Stated problem: Look for "React" in the listing below. Gather each line that contains it.
==*==
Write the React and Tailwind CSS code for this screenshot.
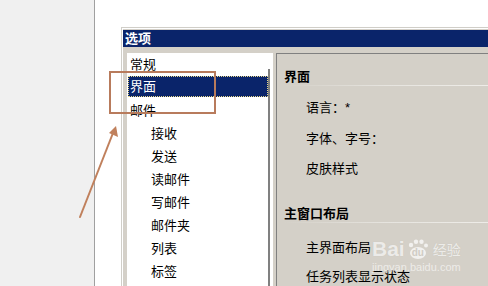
import React from "react";

const font = "font-['Liberation_Sans','Noto_Sans_CJK_SC',sans-serif]";

function ListRow({ label, indent, selected }) {
  if (selected) {
    return (
      <div className="h-[23px] flex items-start">
        <div className="ml-[1px] h-[21px] w-[140px] bg-[#0a246a] border border-dotted border-[#e8d88a] flex items-center pl-[1px] text-white">
          {label}
        </div>
      </div>
    );
  }
  return (
    <div className={`h-[23px] flex items-center ${indent ? "pl-[24px]" : "pl-[3px]"} text-black`}>
      {label}
    </div>
  );
}

export default function App() {
  const items = [
    { label: "常规" },
    { label: "界面", selected: true },
    { label: "邮件" },
    { label: "接收", indent: true },
    { label: "发送", indent: true },
    { label: "读邮件", indent: true },
    { label: "写邮件", indent: true },
    { label: "邮件夹", indent: true },
    { label: "列表", indent: true },
    { label: "标签", indent: true },
  ];

  return (
    <div className={`relative w-[488px] h-[286px] overflow-hidden bg-white flex text-[13px] leading-none ${font}`}>
      {/* left blank pane */}
      <div className="w-[95px] h-full bg-[#f0f0f0] border-r border-[#a0a0a0] shrink-0" />

      {/* area with dialog */}
      <div className="flex-1 pl-[26px] pt-[27px] min-w-0">
        <div className="h-[300px] border-l border-t border-[#d0cec8]">
          <div className="h-full border-l border-t border-white bg-[#d4d0c8] pt-[1px]">
            {/* title bar */}
            <div className="h-[17px] bg-[#0a246a] flex items-center pl-[2px] text-white font-bold">
              选项
            </div>
            {/* body */}
            <div className="pt-[6px] pl-[4px] flex gap-[3px] h-full">
              {/* tree list */}
              <div className="w-[146px] bg-white flex shrink-0 h-[240px]">
                <div className="w-[141px] flex flex-col">
                  {items.map((it) => (
                    <ListRow key={it.label} {...it} />
                  ))}
                </div>
                <div className="w-[2px] mt-[16px] bg-[#808080]" />
                <div className="w-[3px]" />
              </div>
              {/* right panel */}
              <div className="flex-1 border-l border-t border-[#808080] bg-[#d4d0c8] pl-[7px] flex flex-col">
                <div className="mt-[14px] h-[16px] flex items-center font-bold text-black">界面</div>
                <div className="mt-[1px] h-px bg-gradient-to-r from-[#d4d0c8] via-[#e6e4df] to-[#eeece8]" />
                <div className="mt-[13px] h-[16px] flex items-center pl-[22px] text-black">语言：*</div>
                <div className="mt-[15px] h-[16px] flex items-center pl-[22px] text-black">字体、字号：</div>
                <div className="mt-[14px] h-[16px] flex items-center pl-[22px] text-black">皮肤样式</div>
                <div className="mt-[29px] h-[16px] flex items-center font-bold text-black">主窗口布局</div>
                <div className="mt-[1px] h-px bg-gradient-to-r from-[#d4d0c8] via-[#e6e4df] to-[#eeece8]" />
                <div className="mt-[16px] h-[16px] flex items-center pl-[22px] text-black">主界面布局</div>
                <div className="mt-[13px] h-[16px] flex items-center pl-[22px] text-black">任务列表显示状态</div>
              </div>
            </div>
          </div>
        </div>
      </div>

      {/* orange highlight box */}
      <div className="absolute left-[109px] top-[71px] w-[107px] h-[43px] border-2 border-[#b87b5c]" />

      {/* arrow */}
      <svg className="absolute left-0 top-0" width="488" height="286" viewBox="0 0 488 286">
        <line x1="80" y1="217" x2="113" y2="133" stroke="#c0805c" strokeWidth="2" strokeLinecap="round" />
        <path d="M116 126 L118 137 L109 133 Z" fill="#c0805c" />
      </svg>

      {/* watermark */}
      <div className="absolute left-[372px] top-[238px] flex flex-col items-start text-white/70">
        <div className="flex items-center gap-[2px]">
          <span className="text-[21px] font-bold leading-none font-['Liberation_Sans',sans-serif] [text-shadow:0_0_1px_#c4c0b8]">Bai</span>
          <span className="relative w-[22px] h-[20px]">
            <svg width="22" height="20" viewBox="0 0 22 20">
              <ellipse cx="11" cy="14" rx="8" ry="6" fill="rgba(255,255,255,0.7)" />
              <circle cx="4" cy="6" r="2.2" fill="rgba(255,255,255,0.7)" />
              <circle cx="9" cy="2.8" r="2.2" fill="rgba(255,255,255,0.7)" />
              <circle cx="14.5" cy="2.8" r="2.2" fill="rgba(255,255,255,0.7)" />
              <circle cx="19" cy="6.5" r="2" fill="rgba(255,255,255,0.7)" />
            </svg>
            <span className="absolute left-[5px] top-[9px] text-[10px] font-bold text-[#d0ccc4] leading-none font-['Liberation_Sans',sans-serif]">du</span>
          </span>
          <span className="text-[14px] ml-[2px] leading-none font-['Noto_Sans_CJK_SC',sans-serif] [text-shadow:0_0_1px_#c4c0b8]">经验</span>
        </div>
        <div className="mt-[3px] text-[11px] leading-none font-['Liberation_Sans',sans-serif] text-white/60">jingyan.baidu.com</div>
      </div>
    </div>
  );
}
==*==
Right answer:
Write the React and Tailwind CSS code for this screenshot.
import React from "react";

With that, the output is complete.